* [Source data]

▬▬▬▬▬▬

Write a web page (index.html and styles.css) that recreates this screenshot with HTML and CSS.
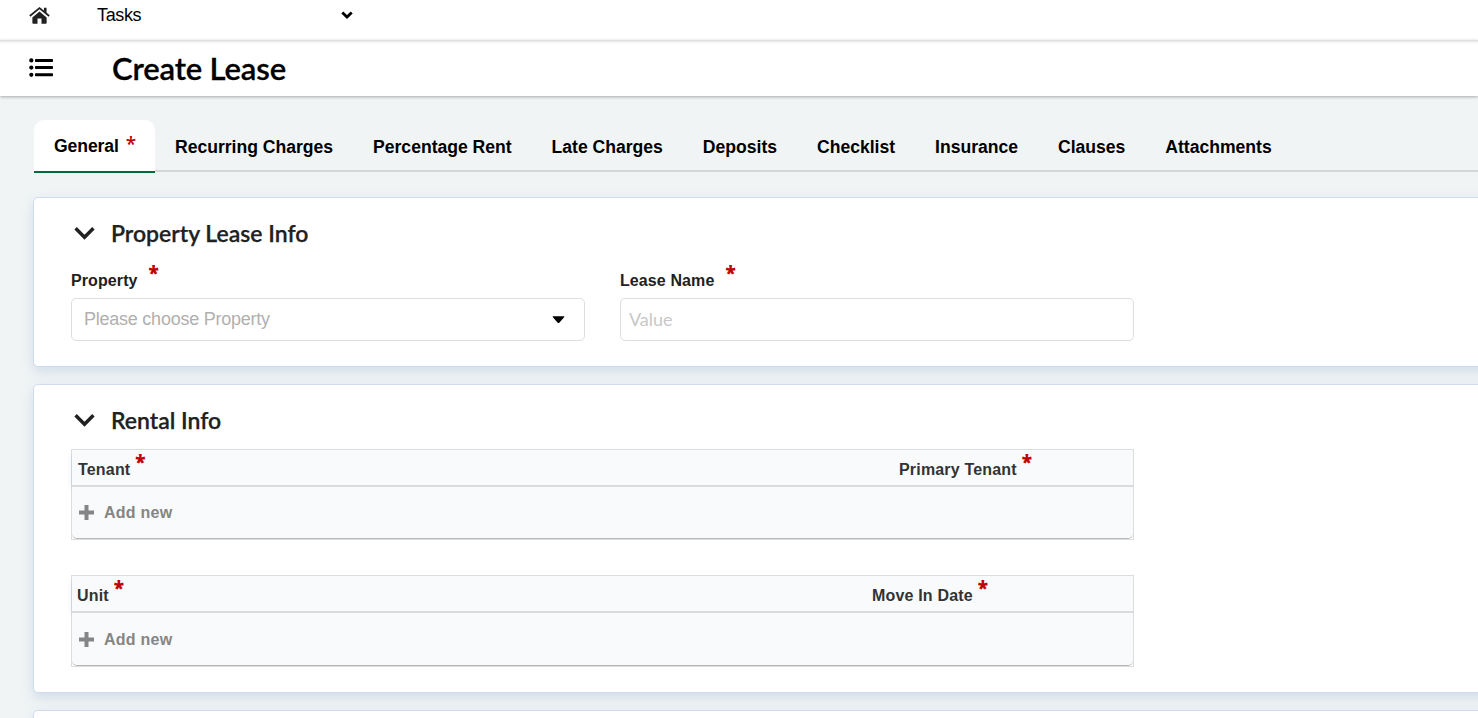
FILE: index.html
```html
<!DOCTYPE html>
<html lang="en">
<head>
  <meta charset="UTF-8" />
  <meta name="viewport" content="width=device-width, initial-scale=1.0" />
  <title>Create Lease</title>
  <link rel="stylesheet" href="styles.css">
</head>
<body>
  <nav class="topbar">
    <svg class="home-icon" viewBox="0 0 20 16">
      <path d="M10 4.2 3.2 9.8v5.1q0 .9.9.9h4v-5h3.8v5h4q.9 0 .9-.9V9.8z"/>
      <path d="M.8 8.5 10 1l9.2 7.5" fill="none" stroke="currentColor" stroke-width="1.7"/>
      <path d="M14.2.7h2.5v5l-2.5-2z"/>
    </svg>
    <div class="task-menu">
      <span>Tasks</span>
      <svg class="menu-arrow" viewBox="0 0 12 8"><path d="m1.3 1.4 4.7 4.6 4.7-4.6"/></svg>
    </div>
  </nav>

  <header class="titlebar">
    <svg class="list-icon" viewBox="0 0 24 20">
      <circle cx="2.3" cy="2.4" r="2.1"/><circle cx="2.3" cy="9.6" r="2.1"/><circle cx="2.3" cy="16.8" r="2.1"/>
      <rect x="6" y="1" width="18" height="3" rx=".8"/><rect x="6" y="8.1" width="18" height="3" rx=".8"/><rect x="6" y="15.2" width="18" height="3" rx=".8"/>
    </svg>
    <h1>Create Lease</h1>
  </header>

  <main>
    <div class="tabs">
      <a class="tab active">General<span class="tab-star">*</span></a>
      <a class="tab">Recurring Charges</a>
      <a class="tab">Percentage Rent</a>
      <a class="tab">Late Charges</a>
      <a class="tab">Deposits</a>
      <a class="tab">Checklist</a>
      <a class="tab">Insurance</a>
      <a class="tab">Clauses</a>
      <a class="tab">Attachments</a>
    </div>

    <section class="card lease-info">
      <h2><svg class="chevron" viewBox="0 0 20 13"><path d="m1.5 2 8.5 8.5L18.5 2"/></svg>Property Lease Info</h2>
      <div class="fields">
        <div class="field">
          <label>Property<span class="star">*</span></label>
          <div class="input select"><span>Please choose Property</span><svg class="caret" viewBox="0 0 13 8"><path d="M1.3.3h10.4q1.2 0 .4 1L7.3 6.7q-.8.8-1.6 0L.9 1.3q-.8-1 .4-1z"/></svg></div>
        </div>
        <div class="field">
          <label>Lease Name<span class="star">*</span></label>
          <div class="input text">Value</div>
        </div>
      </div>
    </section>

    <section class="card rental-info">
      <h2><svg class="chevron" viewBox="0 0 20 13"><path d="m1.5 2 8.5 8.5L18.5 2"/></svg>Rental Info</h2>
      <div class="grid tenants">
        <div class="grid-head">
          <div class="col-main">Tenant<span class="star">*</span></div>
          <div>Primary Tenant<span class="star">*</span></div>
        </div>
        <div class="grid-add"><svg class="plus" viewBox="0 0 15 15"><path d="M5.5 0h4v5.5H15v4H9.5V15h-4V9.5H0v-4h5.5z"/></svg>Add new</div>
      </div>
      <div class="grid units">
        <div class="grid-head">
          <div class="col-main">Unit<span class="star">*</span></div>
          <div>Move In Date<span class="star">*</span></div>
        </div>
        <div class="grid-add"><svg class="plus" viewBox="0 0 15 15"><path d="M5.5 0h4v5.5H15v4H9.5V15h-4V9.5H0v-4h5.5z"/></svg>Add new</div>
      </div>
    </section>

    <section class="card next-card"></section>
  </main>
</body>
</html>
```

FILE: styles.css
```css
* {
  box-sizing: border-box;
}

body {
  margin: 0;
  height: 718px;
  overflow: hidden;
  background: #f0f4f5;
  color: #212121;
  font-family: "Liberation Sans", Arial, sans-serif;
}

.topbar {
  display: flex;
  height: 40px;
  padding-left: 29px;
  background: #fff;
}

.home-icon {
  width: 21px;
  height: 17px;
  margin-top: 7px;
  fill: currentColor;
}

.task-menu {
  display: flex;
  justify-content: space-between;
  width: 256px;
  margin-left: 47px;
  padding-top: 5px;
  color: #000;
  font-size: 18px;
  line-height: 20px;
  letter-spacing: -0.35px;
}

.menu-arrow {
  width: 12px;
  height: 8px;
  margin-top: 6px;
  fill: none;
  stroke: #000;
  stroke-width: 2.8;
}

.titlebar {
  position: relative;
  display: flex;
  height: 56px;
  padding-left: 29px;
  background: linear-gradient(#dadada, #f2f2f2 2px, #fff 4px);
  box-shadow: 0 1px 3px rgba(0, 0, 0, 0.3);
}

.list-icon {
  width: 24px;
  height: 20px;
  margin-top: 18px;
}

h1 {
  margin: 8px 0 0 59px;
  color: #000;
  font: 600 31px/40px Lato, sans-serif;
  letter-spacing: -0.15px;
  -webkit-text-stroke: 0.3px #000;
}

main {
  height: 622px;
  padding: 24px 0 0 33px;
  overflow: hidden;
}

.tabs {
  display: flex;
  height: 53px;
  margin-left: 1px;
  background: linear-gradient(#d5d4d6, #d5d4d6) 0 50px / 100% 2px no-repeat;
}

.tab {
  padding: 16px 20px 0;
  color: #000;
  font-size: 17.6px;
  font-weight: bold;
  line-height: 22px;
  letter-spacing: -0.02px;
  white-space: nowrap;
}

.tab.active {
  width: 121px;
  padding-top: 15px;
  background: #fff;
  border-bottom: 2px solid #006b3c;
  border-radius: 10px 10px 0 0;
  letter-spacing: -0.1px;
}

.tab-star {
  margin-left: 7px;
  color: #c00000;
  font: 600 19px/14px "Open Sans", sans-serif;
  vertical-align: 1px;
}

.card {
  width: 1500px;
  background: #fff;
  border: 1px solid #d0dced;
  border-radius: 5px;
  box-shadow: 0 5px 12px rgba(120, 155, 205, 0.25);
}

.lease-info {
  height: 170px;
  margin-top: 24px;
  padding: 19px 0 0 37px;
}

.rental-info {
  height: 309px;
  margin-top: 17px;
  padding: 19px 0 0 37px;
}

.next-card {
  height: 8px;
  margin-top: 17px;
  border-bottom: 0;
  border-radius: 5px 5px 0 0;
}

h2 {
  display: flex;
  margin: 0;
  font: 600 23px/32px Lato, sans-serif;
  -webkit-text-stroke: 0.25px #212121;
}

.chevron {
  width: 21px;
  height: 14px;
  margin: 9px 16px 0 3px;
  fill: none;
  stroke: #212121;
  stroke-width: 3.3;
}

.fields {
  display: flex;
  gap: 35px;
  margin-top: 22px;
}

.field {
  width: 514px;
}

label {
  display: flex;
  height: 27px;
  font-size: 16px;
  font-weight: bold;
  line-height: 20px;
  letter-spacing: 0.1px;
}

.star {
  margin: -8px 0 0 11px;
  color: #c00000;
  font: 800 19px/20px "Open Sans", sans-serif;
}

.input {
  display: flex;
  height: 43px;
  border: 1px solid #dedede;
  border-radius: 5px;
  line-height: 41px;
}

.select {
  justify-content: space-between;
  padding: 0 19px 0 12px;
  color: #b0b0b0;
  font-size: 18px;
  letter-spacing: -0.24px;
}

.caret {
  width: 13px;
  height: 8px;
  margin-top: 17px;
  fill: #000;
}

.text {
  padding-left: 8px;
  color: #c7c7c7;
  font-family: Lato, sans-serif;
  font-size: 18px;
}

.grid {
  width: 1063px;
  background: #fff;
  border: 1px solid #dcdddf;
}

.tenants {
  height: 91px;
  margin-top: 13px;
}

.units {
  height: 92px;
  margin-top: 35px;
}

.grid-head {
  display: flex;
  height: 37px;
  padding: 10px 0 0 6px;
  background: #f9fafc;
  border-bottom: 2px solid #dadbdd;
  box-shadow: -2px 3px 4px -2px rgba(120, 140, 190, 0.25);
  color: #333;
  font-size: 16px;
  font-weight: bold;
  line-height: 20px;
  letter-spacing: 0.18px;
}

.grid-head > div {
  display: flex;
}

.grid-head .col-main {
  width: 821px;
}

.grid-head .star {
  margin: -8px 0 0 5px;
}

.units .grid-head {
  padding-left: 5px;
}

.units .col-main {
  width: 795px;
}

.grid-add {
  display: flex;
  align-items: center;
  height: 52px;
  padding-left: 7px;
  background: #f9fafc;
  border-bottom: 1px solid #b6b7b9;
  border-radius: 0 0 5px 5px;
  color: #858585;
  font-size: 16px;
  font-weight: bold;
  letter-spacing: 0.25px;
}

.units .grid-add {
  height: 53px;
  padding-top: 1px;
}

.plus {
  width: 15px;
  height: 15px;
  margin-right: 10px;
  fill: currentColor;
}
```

▬▬▬▬▬▬

* [Task] Scan the listing above and copy all lines containing the word "styles".

* [Reply to the exercise]
Write a web page (index.html and styles.css) that recreates this screenshot with HTML and CSS.
  <link rel="stylesheet" href="styles.css">
FILE: styles.css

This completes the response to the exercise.